Why not errno? This is explicitly a cross-platform wrapper; let's not use a platform-specific error scheme. We already have exceptions for error proper handling. AFAIK there are two common kinds of error to distinguish: overflow, and “unspecified error”. Anything more granular calls for full-blown exceptions.

Why no startup checks? WASI and tkinter show that exposing a subset of Python's functionality is useful, on platforms that don't have e.g. sockets or GUI screens. I'd like to keep clocks optional as possible, too, with runtime errors if they happen to be unavailable.

IMO, functions that don't require GIL should also be usable when the runtime isn't initialized. Especially wen the GIL might go away, questions like “is it safe to use Python objects? memory allocator?” are unclear; having a single list of exceptional functions that don't require GIL/runtime would make things clearer.

vstinner commented 3 months ago

FWIW, if it's just for Cython, we could also bring back the underscore-prefixed

Does the Working Group now promote the usage of private APIs?
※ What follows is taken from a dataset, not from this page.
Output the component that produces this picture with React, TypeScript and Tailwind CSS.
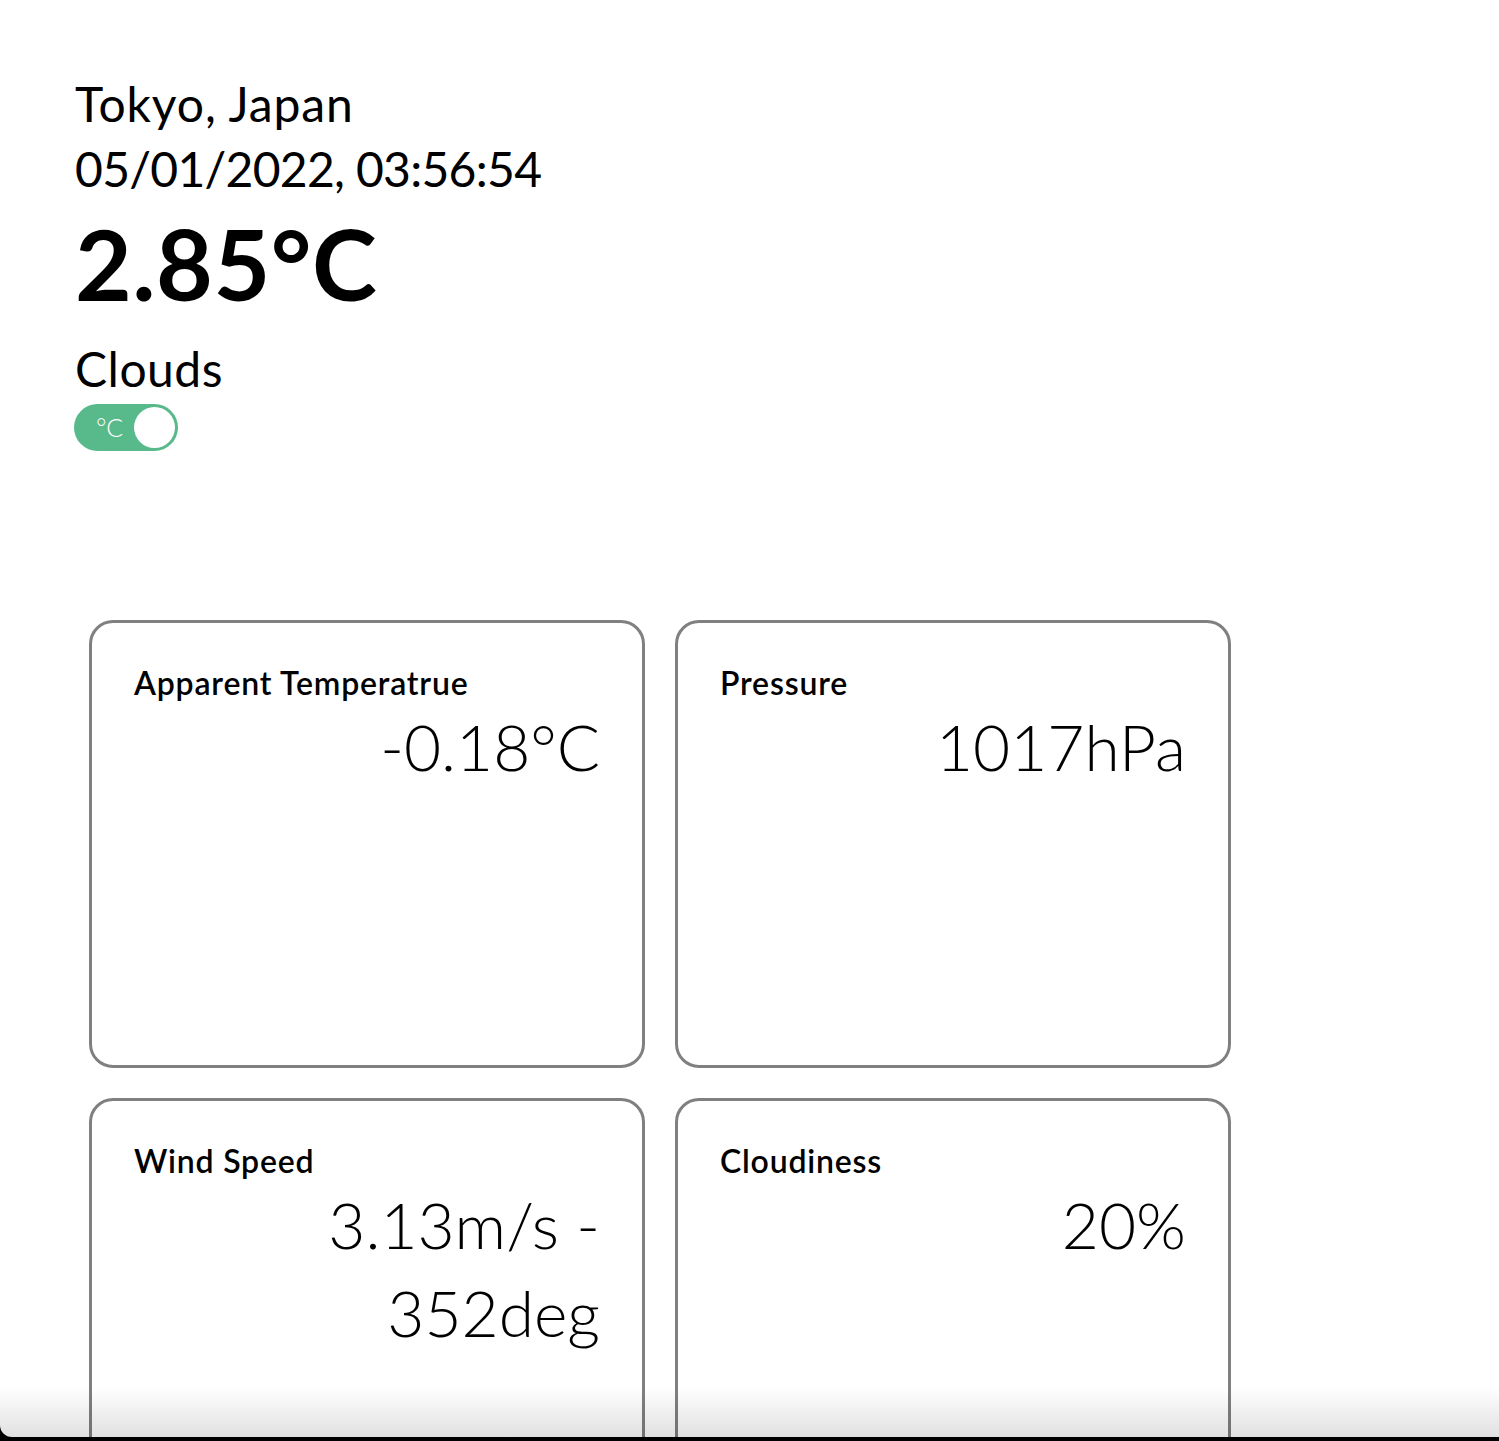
import React from 'react';

const font = { fontFamily: 'Lato, "Noto Sans", sans-serif' };

type Stat = { label: string; value: string };

const stats: Stat[] = [
  { label: 'Apparent Temperatrue', value: '-0.18°C' },
  { label: 'Pressure', value: '1017hPa' },
  { label: 'Wind Speed', value: '3.13m/s - 352deg' },
  { label: 'Cloudiness', value: '20%' },
];

const StatCard = ({ label, value }: Stat) => (
  <div className="h-[448px] rounded-[24px] border-[3px] border-[#808080] px-[42px] pt-[40px]">
    <h3 className="text-[32px] leading-[40px] font-semibold tracking-[0.8px] text-black">{label}</h3>
    <p className="text-[64px] leading-[88px] font-light text-black text-right">{value}</p>
  </div>
);

export default function App() {
  const [celsius, setCelsius] = React.useState(true);

  return (
    <div className="min-h-[1441px] bg-black" style={font}>
      {/* window */}
      <div className="relative h-[1437px] overflow-hidden rounded-bl-[12px] bg-white">
        <div className="pl-[75px] pt-[71px]">
          <p className="text-[48px] leading-[65px] tracking-[0.9px] text-black">Tokyo, Japan</p>
          <p className="text-[48px] leading-[65px] tracking-[-0.7px] text-black">05/01/2022, 03:56:54</p>
          <h1 className="mt-[4px] text-[98px] leading-[1.2] font-bold tracking-[0.5px] text-black">2.85°C</h1>
          <p className="mt-[13px] text-[48px] leading-[65px] tracking-[0.5px] text-black">Clouds</p>
          <button
            onClick={() => setCelsius(!celsius)}
            className="-ml-[1px] mt-[3px] flex h-[47px] w-[104px] items-center justify-between rounded-full bg-[#58b98a] pl-[22px] pr-[3px]"
          >
            <span className="text-[25px] font-light leading-none text-white">°C</span>
            <span className="h-[41px] w-[41px] rounded-full bg-white" />
          </button>
        </div>

        <div className="ml-[89px] mt-[169px] grid w-[1142px] grid-cols-2 gap-[30px]">
          {stats.map((s) => (
            <StatCard key={s.label} {...s} />
          ))}
        </div>

        {/* bottom shade of the window */}
        <div className="pointer-events-none absolute inset-x-0 bottom-0 h-[50px] bg-gradient-to-b from-transparent to-black/[0.12]" />
      </div>
    </div>
  );
}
I don't get it.

scoder commented 3 months ago

arguments against having to hold the GIL tend to center on performance -- use cases where one would presumably want the monotonic/perf clocks.
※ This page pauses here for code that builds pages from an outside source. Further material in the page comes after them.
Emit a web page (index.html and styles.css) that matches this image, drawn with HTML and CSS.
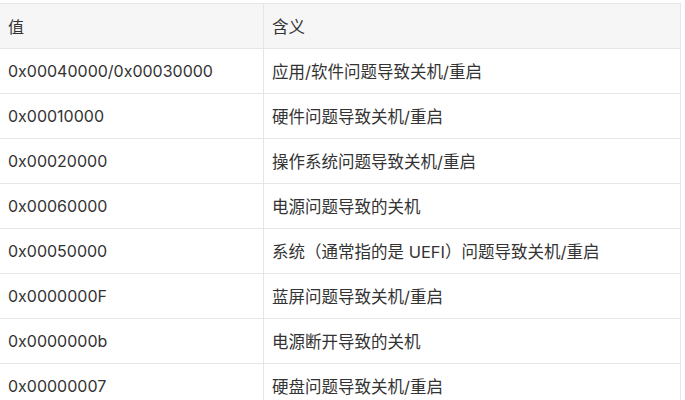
FILE: index.html
```html
<!DOCTYPE html>
<html lang="zh-CN">
<head>
<meta charset="utf-8">
<link rel="stylesheet" href="styles.css">
</head>
<body>
<table class="codes">
  <thead>
    <tr><th class="col-val">值</th><th class="desc">含义</th></tr>
  </thead>
  <tbody>
    <tr><td>0x00040000/0x00030000</td><td class="desc">应用/软件问题导致关机/重启</td></tr>
    <tr><td>0x00010000</td><td class="desc">硬件问题导致关机/重启</td></tr>
    <tr><td>0x00020000</td><td class="desc">操作系统问题导致关机/重启</td></tr>
    <tr><td>0x00060000</td><td class="desc">电源问题导致的关机</td></tr>
    <tr><td>0x00050000</td><td class="desc">系统（通常指的是 UEFI）问题导致关机/重启</td></tr>
    <tr><td>0x0000000F</td><td class="desc">蓝屏问题导致关机/重启</td></tr>
    <tr><td>0x0000000b</td><td class="desc">电源断开导致的关机</td></tr>
    <tr><td>0x00000007</td><td class="desc">硬盘问题导致关机/重启</td></tr>
  </tbody>
</table>
</body>
</html>
```
FILE: styles.css
```css
html, body {
  margin: 0;
  padding: 0;
  background: #ffffff;
}
body {
  padding-top: 3px;
  font-family: "Inter", "Noto Sans CJK SC", sans-serif;
  font-size: 16px;
  color: #333333;
}
.codes {
  border-collapse: collapse;
  margin-left: -1px;
  width: 682px;
  table-layout: fixed;
}
.codes th,
.codes td {
  border: 1px solid #e6e6e6;
  height: 44px;
  padding: 0 8px;
  text-align: left;
  vertical-align: middle;
  font-weight: normal;
  white-space: nowrap;
}
.codes th {
  background: #f6f6f6;
}
.codes .desc {
  font-size: 16.5px;
}
.col-val {
  width: 247px;
}
```
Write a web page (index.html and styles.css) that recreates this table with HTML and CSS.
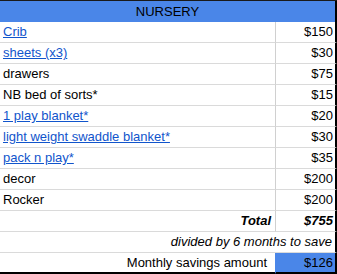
FILE: index.html
```html
<!DOCTYPE html>
<html>
<head>
<meta charset="utf-8">
<link rel="stylesheet" href="styles.css">
</head>
<body>
<table class="sheet">
  <colgroup><col class="c1"><col class="c2"></colgroup>
  <tr class="head"><td colspan="2">NURSERY</td></tr>
  <tr><td><a href="#">Crib</a></td><td class="num">$150</td></tr>
  <tr><td><a href="#">sheets (x3) </a></td><td class="num">$30</td></tr>
  <tr><td>drawers</td><td class="num">$75</td></tr>
  <tr><td>NB bed of sorts*</td><td class="num">$15</td></tr>
  <tr><td><a href="#">1 play blanket* </a></td><td class="num">$20</td></tr>
  <tr><td><a href="#">light weight swaddle blanket*</a></td><td class="num">$30</td></tr>
  <tr><td><a href="#">pack n play* </a></td><td class="num">$35</td></tr>
  <tr><td>decor</td><td class="num">$200</td></tr>
  <tr><td>Rocker</td><td class="num">$200</td></tr>
  <tr class="total"><td class="lbl">Total</td><td class="num">$755</td></tr>
  <tr class="divided"><td colspan="2">divided by 6 months to save</td></tr>
  <tr class="monthly"><td class="lbl">Monthly savings amount</td><td class="num">$126</td></tr>
</table>
</body>
</html>
```

FILE: styles.css
```css
html, body {
  margin: 0;
  padding: 0;
  background: #ffffff;
}

.sheet {
  border-collapse: separate;
  border-spacing: 0;
  table-layout: fixed;
  width: 337px;
  font-family: "Liberation Sans", Arial, sans-serif;
  font-size: 13px;
  color: #000000;
  border-top: 1px solid #1a1a1a;
}

.c1 { width: 275px; }
.c2 { width: 62px; }

.sheet td {
  height: 20px;
  line-height: 20px;
  padding: 0 0 0 3px;
  border-bottom: 1px solid #dadada;
  white-space: nowrap;
  overflow: visible;
  vertical-align: middle;
  box-sizing: content-box;
}

.sheet td.num {
  text-align: right;
  padding: 0 2px 0 0;
  border-left: 1px solid #d0d0d0;
  border-right: 2px solid #000000;
}

.sheet a {
  color: #1155cc;
  text-decoration: underline;
}

.head td {
  background: #4a86e8;
  text-align: center;
  height: 21px;
  line-height: 21px;
  border-bottom: none;
  border-right: 2px solid #000000;
  padding: 0;
}

.total td {
  font-weight: bold;
  font-style: italic;
}

.total td.lbl {
  text-align: right;
  padding-right: 4px;
}

.divided td {
  text-align: right;
  font-style: italic;
  border-right: 2px solid #000000;
  padding-right: 3px;
}

.monthly td {
  height: 19px;
  line-height: 19px;
  border-bottom: 2px solid #000000;
}

.monthly td.lbl {
  text-align: right;
  padding-right: 8px;
}

.monthly td.num {
  background: #4a86e8;
  border-left: 1px solid #4a86e8;
}
```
It's not entirely about performance, more of a "works in parallel or not" kind of argument. Having to acquire the GIL just to get the time in a cross-platform way seems … excessive.
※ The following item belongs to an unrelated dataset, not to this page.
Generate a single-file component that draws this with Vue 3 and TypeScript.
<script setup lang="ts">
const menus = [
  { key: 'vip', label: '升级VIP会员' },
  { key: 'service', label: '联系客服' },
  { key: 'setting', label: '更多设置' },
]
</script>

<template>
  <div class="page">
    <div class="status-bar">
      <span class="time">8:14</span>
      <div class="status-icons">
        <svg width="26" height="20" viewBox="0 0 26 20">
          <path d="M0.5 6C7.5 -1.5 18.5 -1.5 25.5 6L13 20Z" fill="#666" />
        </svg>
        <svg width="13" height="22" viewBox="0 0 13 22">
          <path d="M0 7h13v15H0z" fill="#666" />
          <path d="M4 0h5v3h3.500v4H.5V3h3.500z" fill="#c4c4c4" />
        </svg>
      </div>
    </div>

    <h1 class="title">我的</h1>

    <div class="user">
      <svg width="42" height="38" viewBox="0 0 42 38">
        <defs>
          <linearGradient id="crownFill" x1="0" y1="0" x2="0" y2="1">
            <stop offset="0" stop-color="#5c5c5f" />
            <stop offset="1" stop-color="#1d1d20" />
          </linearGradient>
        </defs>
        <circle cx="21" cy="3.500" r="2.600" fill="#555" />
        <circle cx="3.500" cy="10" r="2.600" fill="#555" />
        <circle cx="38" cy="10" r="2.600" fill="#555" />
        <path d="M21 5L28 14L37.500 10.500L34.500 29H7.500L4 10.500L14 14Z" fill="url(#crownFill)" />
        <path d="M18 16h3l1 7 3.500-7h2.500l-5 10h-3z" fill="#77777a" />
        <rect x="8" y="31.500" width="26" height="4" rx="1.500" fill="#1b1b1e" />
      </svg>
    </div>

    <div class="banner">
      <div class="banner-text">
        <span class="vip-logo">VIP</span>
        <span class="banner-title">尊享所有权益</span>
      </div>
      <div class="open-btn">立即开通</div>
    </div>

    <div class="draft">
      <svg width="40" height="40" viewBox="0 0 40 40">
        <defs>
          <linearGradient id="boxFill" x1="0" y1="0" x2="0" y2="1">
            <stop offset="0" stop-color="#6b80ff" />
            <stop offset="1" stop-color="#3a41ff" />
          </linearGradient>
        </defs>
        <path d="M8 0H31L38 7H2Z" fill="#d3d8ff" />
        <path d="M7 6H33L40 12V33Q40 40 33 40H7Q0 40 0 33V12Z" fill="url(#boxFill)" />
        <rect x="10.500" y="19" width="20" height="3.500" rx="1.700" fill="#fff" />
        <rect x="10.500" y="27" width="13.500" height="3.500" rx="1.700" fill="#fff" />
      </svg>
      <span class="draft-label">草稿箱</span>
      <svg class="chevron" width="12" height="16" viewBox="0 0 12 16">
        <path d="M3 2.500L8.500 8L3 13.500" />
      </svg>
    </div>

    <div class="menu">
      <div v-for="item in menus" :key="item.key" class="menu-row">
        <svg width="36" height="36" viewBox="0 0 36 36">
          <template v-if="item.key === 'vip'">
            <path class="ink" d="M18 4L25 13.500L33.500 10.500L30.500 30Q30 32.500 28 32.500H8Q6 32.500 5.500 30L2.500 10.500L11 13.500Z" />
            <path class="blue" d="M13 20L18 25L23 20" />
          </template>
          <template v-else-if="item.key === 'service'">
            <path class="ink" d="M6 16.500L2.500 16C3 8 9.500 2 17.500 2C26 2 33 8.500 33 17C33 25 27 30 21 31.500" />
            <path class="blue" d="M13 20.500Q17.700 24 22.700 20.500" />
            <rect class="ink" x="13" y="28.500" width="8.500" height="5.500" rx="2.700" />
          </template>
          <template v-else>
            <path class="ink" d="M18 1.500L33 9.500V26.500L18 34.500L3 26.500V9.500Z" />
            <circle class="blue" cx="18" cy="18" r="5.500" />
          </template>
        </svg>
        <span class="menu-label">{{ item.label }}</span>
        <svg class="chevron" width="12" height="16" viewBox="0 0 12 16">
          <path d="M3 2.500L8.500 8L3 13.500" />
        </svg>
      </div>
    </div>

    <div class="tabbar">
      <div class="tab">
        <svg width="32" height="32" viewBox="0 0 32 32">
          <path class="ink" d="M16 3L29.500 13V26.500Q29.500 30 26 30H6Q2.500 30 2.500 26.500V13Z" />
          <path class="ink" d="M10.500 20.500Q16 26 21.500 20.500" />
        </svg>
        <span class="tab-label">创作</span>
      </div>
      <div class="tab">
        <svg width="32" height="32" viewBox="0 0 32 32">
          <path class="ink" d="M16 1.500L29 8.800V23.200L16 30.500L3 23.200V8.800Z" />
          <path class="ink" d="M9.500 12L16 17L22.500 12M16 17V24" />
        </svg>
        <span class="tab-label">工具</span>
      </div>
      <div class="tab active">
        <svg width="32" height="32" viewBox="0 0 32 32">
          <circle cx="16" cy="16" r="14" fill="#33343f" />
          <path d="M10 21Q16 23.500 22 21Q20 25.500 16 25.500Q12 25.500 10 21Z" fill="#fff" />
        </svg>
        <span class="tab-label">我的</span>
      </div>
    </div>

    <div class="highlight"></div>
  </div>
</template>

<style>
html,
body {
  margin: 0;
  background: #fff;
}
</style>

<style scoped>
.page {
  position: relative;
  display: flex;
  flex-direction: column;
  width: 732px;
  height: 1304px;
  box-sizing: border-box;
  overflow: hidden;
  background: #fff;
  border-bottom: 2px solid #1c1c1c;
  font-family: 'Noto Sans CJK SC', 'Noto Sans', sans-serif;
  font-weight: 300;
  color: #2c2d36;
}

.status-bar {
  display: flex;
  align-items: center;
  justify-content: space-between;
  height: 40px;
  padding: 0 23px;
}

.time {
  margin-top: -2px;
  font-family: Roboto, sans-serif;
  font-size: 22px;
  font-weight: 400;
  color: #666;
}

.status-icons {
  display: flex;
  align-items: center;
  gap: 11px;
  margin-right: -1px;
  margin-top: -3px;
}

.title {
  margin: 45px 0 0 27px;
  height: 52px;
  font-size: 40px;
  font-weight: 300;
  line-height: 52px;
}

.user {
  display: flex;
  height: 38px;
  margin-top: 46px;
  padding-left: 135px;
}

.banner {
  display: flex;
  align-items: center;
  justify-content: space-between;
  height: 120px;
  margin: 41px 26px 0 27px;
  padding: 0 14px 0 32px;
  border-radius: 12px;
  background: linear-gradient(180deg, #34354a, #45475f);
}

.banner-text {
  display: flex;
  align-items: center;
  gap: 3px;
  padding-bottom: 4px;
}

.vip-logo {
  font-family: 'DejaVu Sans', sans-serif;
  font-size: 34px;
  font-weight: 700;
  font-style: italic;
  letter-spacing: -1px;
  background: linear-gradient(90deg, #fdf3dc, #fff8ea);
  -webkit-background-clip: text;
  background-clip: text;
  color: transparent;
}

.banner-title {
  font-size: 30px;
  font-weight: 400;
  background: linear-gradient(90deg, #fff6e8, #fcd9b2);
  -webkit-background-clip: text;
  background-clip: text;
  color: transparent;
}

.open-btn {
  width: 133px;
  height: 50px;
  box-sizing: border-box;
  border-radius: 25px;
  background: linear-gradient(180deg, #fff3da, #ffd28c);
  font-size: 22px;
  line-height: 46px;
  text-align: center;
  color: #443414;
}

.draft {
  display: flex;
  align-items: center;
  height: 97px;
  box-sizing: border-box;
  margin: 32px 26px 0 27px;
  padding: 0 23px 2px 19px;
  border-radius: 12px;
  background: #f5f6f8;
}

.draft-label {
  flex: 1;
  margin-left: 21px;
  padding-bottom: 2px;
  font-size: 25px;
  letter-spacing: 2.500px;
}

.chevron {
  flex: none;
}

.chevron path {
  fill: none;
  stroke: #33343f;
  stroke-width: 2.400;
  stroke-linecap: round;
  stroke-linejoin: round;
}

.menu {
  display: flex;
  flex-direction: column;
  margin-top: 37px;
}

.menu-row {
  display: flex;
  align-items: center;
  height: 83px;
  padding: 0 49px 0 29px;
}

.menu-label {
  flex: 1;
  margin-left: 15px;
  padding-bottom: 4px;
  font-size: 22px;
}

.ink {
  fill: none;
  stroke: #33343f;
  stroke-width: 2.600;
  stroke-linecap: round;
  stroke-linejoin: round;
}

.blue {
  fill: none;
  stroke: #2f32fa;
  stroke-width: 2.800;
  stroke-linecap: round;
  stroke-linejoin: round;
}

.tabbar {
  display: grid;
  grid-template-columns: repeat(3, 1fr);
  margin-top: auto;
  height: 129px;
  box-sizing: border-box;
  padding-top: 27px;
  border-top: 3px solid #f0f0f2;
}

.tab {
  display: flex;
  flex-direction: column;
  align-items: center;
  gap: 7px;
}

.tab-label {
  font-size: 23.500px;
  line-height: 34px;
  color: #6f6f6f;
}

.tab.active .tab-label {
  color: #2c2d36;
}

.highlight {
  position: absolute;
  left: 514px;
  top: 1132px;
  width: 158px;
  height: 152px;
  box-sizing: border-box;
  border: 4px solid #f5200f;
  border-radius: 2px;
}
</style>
It's mostly a practical argument – if it's worth using and doesn't need the GIL, why require the GIL?

And yes, it would be cool to also have equivalents of time.monotonic_ns() and time.perf_counter_ns() callable without the GIL. I'm all up for that.

encukou commented 3 months ago

I started a summary of the proposals and their pros/cons here: https://hackmd.io/lpuVQBpiTXy2_xfcvd9ADQ Please add to it -- and remove yourself from any proposal that you think is worse than another one.

vstinner commented 3 months ago

I started a summary of the proposals and their pros/cons here: https://hackmd.io/lpuVQBpiTXy2_xfcvd9ADQ

Ok, so there are 3 options.

Option A: don't add new functions, require the GIL

Don't add any new function!

Only expose an C API which maps directly to the Python API: only expose the existing int PyTime_Time(PyTime_t *result) API which requires the caller to hold the GIL and sets an exception on error.

Pros

Cons

Option B: just return -1 on error, don't require the GIL, no exception nor errno

API: int PyTime_TimeUnchecked(PyTime_t *result)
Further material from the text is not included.